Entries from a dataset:
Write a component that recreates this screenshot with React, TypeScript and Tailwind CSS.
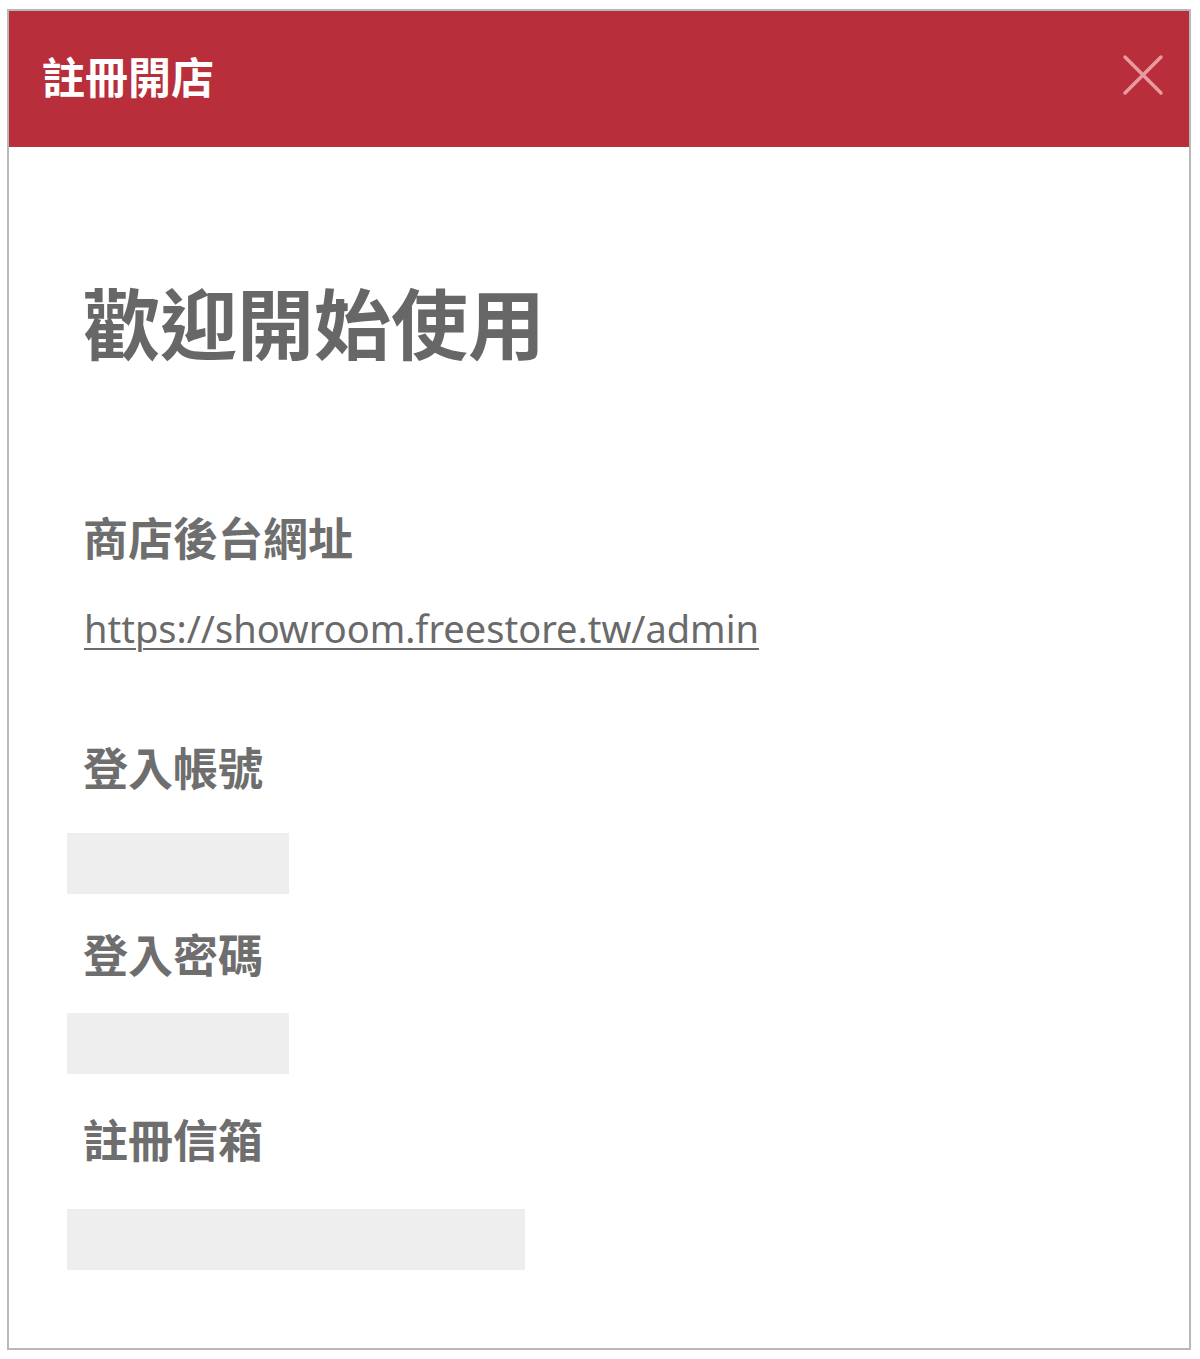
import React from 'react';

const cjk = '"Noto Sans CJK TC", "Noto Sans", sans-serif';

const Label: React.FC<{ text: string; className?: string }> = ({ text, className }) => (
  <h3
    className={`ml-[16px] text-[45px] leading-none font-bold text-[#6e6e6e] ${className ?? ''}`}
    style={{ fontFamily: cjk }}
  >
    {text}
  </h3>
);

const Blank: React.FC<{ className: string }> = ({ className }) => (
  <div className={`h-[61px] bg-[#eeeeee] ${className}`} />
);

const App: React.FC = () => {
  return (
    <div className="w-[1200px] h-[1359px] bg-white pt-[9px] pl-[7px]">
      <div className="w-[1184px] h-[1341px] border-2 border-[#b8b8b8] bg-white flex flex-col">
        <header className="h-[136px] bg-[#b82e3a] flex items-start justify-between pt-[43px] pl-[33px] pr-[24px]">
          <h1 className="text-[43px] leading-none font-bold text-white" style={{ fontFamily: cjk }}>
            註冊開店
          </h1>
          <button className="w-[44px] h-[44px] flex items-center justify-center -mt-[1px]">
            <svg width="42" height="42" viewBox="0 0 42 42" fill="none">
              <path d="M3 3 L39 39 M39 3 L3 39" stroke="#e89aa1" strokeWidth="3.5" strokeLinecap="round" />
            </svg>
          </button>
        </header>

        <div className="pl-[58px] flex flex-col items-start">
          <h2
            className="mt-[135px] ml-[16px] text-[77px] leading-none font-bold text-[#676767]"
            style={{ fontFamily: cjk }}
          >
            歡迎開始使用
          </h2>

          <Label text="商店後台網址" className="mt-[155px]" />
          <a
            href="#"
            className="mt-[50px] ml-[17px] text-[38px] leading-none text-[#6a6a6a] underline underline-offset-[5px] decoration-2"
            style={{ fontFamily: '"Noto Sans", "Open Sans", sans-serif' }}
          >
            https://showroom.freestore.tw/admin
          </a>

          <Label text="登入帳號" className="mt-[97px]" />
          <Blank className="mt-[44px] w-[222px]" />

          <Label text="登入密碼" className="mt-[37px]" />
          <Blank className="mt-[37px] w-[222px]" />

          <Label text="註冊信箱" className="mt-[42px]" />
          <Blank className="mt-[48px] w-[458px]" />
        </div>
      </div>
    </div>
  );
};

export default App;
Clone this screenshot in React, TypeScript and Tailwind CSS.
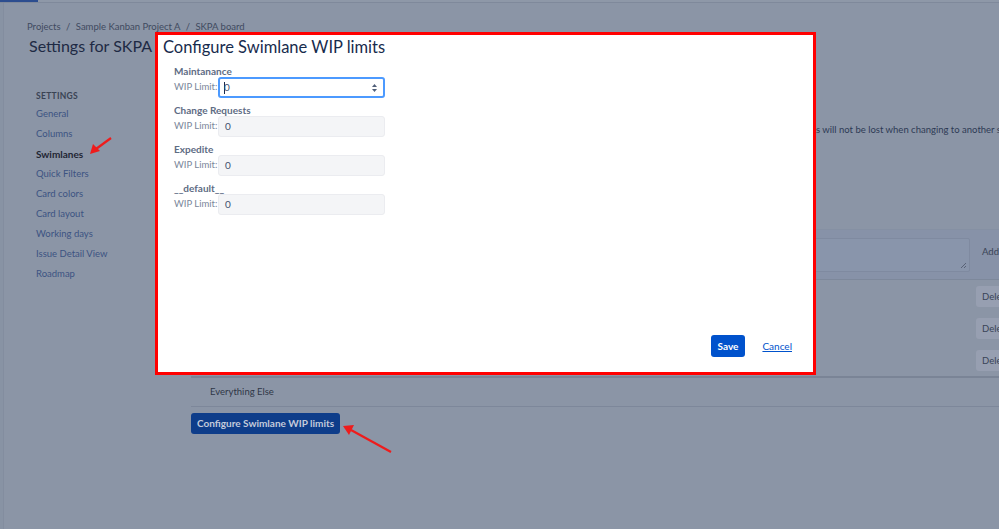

▶ _Given problem_:
From the listing above, print every entry precisely and drop the pictures.

▶ _Finished exercise_:
Write a component that recreates this screenshot with React, TypeScript and Tailwind CSS.
import React from 'react';

const cjk = '"Noto Sans CJK TC", "Noto Sans", sans-serif';

const Label: React.FC<{ text: string; className?: string }> = ({ text, className }) => (
  <h3
    className={`ml-[16px] text-[45px] leading-none font-bold text-[#6e6e6e] ${className ?? ''}`}
    style={{ fontFamily: cjk }}
  >
    {text}
  </h3>
);

const Blank: React.FC<{ className: string }> = ({ className }) => (
  <div className={`h-[61px] bg-[#eeeeee] ${className}`} />
);

const App: React.FC = () => {
  return (
    <div className="w-[1200px] h-[1359px] bg-white pt-[9px] pl-[7px]">
      <div className="w-[1184px] h-[1341px] border-2 border-[#b8b8b8] bg-white flex flex-col">
        <header className="h-[136px] bg-[#b82e3a] flex items-start justify-between pt-[43px] pl-[33px] pr-[24px]">
          <h1 className="text-[43px] leading-none font-bold text-white" style={{ fontFamily: cjk }}>
            註冊開店
          </h1>
          <button className="w-[44px] h-[44px] flex items-center justify-center -mt-[1px]">
            <svg width="42" height="42" viewBox="0 0 42 42" fill="none">
              <path d="M3 3 L39 39 M39 3 L3 39" stroke="#e89aa1" strokeWidth="3.5" strokeLinecap="round" />
            </svg>
          </button>
        </header>

        <div className="pl-[58px] flex flex-col items-start">
          <h2
            className="mt-[135px] ml-[16px] text-[77px] leading-none font-bold text-[#676767]"
            style={{ fontFamily: cjk }}
          >
            歡迎開始使用
          </h2>

          <Label text="商店後台網址" className="mt-[155px]" />
          <a
            href="#"
            className="mt-[50px] ml-[17px] text-[38px] leading-none text-[#6a6a6a] underline underline-offset-[5px] decoration-2"
            style={{ fontFamily: '"Noto Sans", "Open Sans", sans-serif' }}
          >
            https://showroom.freestore.tw/admin
          </a>

          <Label text="登入帳號" className="mt-[97px]" />
          <Blank className="mt-[44px] w-[222px]" />

          <Label text="登入密碼" className="mt-[37px]" />
          <Blank className="mt-[37px] w-[222px]" />

          <Label text="註冊信箱" className="mt-[42px]" />
          <Blank className="mt-[48px] w-[458px]" />
        </div>
      </div>
    </div>
  );
};

export default App;
Clone this screenshot in React, TypeScript and Tailwind CSS.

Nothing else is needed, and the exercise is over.